Temí estar perdidos. Éramos sólo yo y mi hijo de 10 años. Sentí doble apremio. Pregunté a la mujer que nos conducía zigzagueando en la negrura de regreso al refugio si sabía el camino y tranquilamente respondió que sí, aunque no lo parecía. Ni estrellas que brillaran, ni siluetas, ni horizonte más allá del vaho frío en la cara. Pensar que de ese páramo nacen las aguas del río Amazonas.
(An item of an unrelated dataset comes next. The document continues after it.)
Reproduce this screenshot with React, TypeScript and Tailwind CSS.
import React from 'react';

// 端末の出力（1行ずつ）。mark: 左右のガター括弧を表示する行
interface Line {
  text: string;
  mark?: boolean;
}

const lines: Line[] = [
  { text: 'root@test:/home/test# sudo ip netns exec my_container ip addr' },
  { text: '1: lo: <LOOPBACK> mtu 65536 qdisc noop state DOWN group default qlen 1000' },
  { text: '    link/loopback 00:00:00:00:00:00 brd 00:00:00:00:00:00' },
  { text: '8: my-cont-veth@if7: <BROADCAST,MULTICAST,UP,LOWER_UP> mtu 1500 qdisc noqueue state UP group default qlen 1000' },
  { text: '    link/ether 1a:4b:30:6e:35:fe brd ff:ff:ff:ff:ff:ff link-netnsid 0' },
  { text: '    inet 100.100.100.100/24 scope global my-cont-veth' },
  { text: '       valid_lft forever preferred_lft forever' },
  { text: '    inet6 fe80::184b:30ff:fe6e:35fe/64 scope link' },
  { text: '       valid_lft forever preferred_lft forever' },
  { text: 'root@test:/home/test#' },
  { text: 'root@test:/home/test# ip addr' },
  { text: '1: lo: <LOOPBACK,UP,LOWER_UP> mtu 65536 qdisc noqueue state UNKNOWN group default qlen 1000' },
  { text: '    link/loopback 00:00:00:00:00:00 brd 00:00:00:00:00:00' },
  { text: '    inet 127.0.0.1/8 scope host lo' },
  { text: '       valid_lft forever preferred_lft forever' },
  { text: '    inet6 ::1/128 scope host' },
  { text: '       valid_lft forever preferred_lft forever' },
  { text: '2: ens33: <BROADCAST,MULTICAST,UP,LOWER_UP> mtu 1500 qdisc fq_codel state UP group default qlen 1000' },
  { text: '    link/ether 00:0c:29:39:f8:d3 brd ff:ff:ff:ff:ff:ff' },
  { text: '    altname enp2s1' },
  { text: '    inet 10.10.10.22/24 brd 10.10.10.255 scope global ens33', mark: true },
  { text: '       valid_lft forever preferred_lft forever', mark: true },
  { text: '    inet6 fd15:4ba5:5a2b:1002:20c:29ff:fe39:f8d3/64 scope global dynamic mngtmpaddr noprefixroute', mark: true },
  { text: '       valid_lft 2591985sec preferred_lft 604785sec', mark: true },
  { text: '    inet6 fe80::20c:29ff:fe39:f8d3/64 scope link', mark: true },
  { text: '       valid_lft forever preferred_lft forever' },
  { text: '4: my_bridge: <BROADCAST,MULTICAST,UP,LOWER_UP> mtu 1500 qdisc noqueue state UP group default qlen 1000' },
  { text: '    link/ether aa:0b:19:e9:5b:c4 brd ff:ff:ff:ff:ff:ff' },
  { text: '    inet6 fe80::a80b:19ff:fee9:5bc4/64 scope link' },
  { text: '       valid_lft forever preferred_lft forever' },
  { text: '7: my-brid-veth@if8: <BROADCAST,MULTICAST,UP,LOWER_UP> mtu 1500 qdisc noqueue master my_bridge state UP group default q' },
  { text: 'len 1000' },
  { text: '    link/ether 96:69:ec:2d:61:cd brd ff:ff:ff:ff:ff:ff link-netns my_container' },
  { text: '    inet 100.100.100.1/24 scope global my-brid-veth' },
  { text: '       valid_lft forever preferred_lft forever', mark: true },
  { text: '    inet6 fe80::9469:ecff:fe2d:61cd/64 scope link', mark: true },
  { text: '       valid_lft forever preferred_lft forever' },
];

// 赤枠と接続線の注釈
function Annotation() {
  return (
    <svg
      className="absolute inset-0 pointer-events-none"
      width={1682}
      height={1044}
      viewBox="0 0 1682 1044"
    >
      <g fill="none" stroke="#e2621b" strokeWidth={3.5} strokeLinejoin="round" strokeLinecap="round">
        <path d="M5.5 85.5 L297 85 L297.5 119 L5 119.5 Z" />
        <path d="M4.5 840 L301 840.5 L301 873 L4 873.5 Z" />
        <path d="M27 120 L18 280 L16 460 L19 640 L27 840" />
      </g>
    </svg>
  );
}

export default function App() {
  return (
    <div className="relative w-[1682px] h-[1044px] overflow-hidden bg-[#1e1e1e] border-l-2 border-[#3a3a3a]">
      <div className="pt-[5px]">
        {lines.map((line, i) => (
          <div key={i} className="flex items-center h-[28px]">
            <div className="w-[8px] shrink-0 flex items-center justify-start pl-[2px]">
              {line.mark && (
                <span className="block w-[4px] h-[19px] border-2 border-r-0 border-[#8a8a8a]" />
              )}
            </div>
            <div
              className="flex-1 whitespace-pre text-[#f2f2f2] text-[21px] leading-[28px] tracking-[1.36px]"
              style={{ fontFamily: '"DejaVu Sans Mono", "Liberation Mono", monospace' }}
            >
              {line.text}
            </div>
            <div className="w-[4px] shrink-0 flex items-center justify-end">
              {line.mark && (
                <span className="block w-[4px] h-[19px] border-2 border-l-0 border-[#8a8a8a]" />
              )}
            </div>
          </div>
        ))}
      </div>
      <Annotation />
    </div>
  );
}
Transcurrió un tiempo. La mujer creo que sí se había desorientado. Al fin una pendiente y a sus pies las luces del refugio le devolvieron forma a la nada.

GROENLANDIA

Volé sobre los hielos absolutos de Groenlandia a un altura suficiente como para sentir el frío y ver que en esa llanura no se movía nada. Tierra ártica sin maleficio explícito, no pudieron con ella los vikingos. Entendí por qué la ceguera blanca es distinta de la negra, la cual no admite sombras ni siluetas, es pura sombra. En blanco es peor, llega a ser enloquecedora, la mente no descansa de la luz, una luz inútil alumbrando nada. No respiré los ojos hasta alcanzar el azul casi negro del Atlántico.

GUERRERO NEGRO

La blancura absoluta y cruel de la sal escurre hasta el mar de California, amplio estanque para el recreo de las jorobadas apareándose. Camino sobre vidrio molido. La vida orgánica tiene prohibida la existencia. Si no fuera por el trajín de las aves marinas y algún gavilán a muchos metros de altura, la cantera de Guerrero Negro parecería eterna. Pero como un Alka Seltzer, al contacto con el agua se disuelve.